1. An optical fiber capable of guiding a light source from an incident end thereof toward an output end thereof in such a manner that the light source is illuminated in various directions from said output end.

2. The optical fiber as defined in claim 1, wherein said output end is of a tapered construction and becomes gradually smaller in diameter toward an outer end thereof.

3. The optical fiber as defined in claim 2, wherein the tapered side of said output end forms an angle of 60 degrees along with a cross-sectional face of the junction of the main body of said optical fiber.

4. The optical fiber as defined in claim 1, wherein said output end is of a semispherical construction.

5. The optical fiber as defined in claim 1, wherein said output end is patterned.

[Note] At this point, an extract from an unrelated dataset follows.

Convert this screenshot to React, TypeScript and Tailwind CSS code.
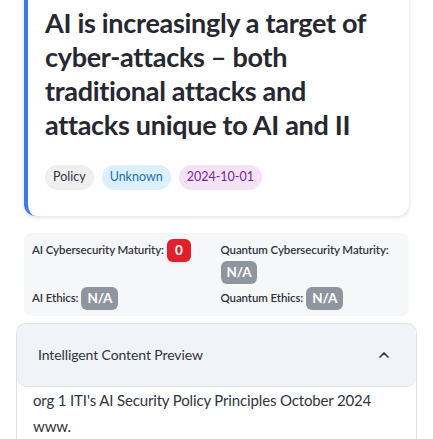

6. An optical fiber capable of guiding a light source from an incident end thereof toward an output end thereof in such a manner that the light source is illuminated from said output end whereby said output end has at least one linear diameter with a width greater than a width of the linear diameter of the main body of the optical fiber.

7. The optical fiber as defined in claim 6, wherein said output end is of a spherical construction.

8. The optical fiber as defined in claim 6, wherein said output end is of a tapered construction and becomes gradually larger in diameter toward an outer end thereof.

9. The optical fiber as defined in claim 6, wherein said output end is patterned.